-- begin Material shown --
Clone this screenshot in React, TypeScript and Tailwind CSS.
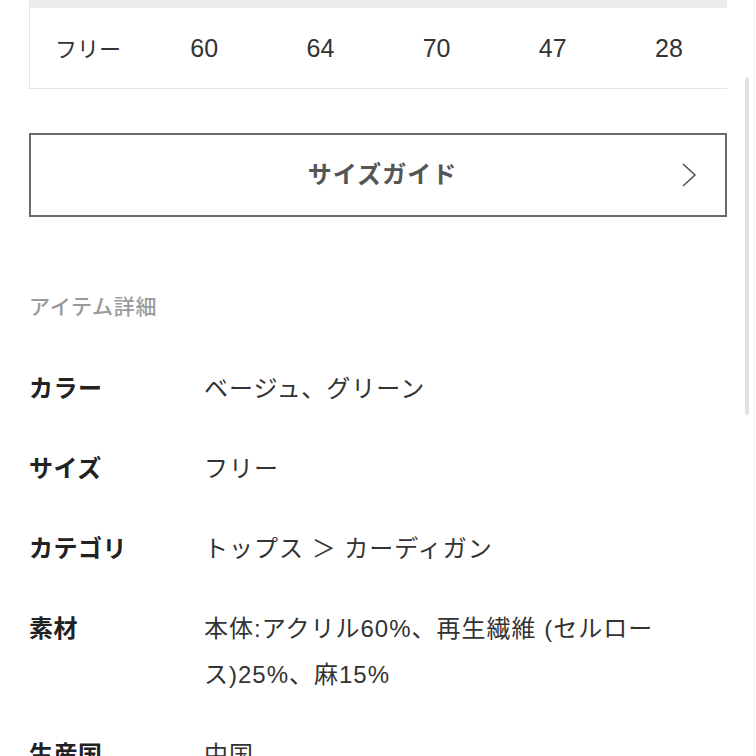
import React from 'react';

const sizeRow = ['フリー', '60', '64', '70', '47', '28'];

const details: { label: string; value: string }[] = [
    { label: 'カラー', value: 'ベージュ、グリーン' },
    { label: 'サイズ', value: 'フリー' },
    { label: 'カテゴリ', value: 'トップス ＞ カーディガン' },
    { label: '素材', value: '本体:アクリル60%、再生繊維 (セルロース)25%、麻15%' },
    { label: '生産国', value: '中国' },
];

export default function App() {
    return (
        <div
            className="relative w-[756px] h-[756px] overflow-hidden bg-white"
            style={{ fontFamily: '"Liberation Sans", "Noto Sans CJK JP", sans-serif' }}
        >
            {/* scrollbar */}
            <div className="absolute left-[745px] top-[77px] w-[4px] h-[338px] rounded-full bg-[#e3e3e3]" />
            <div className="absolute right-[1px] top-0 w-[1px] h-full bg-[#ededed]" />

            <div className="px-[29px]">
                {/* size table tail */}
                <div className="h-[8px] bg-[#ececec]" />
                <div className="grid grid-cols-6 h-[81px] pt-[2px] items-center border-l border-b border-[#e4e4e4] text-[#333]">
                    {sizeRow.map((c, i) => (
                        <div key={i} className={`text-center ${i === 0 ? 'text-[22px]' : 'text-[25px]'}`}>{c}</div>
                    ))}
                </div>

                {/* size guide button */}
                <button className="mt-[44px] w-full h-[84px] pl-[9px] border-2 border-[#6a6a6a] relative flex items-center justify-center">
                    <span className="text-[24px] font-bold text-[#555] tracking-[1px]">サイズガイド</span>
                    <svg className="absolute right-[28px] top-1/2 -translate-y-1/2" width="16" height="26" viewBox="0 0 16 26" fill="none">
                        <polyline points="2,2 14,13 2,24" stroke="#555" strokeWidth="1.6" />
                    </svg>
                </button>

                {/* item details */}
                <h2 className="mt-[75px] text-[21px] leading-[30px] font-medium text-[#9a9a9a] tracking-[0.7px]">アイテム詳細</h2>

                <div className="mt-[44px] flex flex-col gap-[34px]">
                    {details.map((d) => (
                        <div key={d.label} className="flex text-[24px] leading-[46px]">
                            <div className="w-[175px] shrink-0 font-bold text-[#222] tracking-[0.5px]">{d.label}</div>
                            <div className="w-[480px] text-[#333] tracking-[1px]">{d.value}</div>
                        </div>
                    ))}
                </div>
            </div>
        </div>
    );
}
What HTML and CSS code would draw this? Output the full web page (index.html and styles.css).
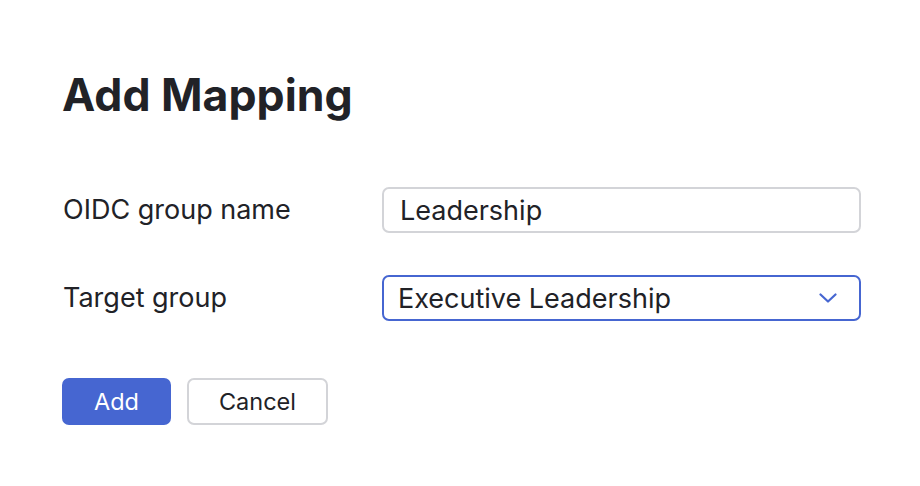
-- end Material shown --
▶ [Written request]
Pictures stay out of the copy; please restate every record above exactly.

▶ [Result of the exercise]
Clone this screenshot in React, TypeScript and Tailwind CSS.
import React from 'react';

const sizeRow = ['フリー', '60', '64', '70', '47', '28'];

const details: { label: string; value: string }[] = [
    { label: 'カラー', value: 'ベージュ、グリーン' },
    { label: 'サイズ', value: 'フリー' },
    { label: 'カテゴリ', value: 'トップス ＞ カーディガン' },
    { label: '素材', value: '本体:アクリル60%、再生繊維 (セルロース)25%、麻15%' },
    { label: '生産国', value: '中国' },
];

export default function App() {
    return (
        <div
            className="relative w-[756px] h-[756px] overflow-hidden bg-white"
            style={{ fontFamily: '"Liberation Sans", "Noto Sans CJK JP", sans-serif' }}
        >
            {/* scrollbar */}
            <div className="absolute left-[745px] top-[77px] w-[4px] h-[338px] rounded-full bg-[#e3e3e3]" />
            <div className="absolute right-[1px] top-0 w-[1px] h-full bg-[#ededed]" />

            <div className="px-[29px]">
                {/* size table tail */}
                <div className="h-[8px] bg-[#ececec]" />
                <div className="grid grid-cols-6 h-[81px] pt-[2px] items-center border-l border-b border-[#e4e4e4] text-[#333]">
                    {sizeRow.map((c, i) => (
                        <div key={i} className={`text-center ${i === 0 ? 'text-[22px]' : 'text-[25px]'}`}>{c}</div>
                    ))}
                </div>

                {/* size guide button */}
                <button className="mt-[44px] w-full h-[84px] pl-[9px] border-2 border-[#6a6a6a] relative flex items-center justify-center">
                    <span className="text-[24px] font-bold text-[#555] tracking-[1px]">サイズガイド</span>
                    <svg className="absolute right-[28px] top-1/2 -translate-y-1/2" width="16" height="26" viewBox="0 0 16 26" fill="none">
                        <polyline points="2,2 14,13 2,24" stroke="#555" strokeWidth="1.6" />
                    </svg>
                </button>

                {/* item details */}
                <h2 className="mt-[75px] text-[21px] leading-[30px] font-medium text-[#9a9a9a] tracking-[0.7px]">アイテム詳細</h2>

                <div className="mt-[44px] flex flex-col gap-[34px]">
                    {details.map((d) => (
                        <div key={d.label} className="flex text-[24px] leading-[46px]">
                            <div className="w-[175px] shrink-0 font-bold text-[#222] tracking-[0.5px]">{d.label}</div>
                            <div className="w-[480px] text-[#333] tracking-[1px]">{d.value}</div>
                        </div>
                    ))}
                </div>
            </div>
        </div>
    );
}
What HTML and CSS code would draw this? Output the full web page (index.html and styles.css).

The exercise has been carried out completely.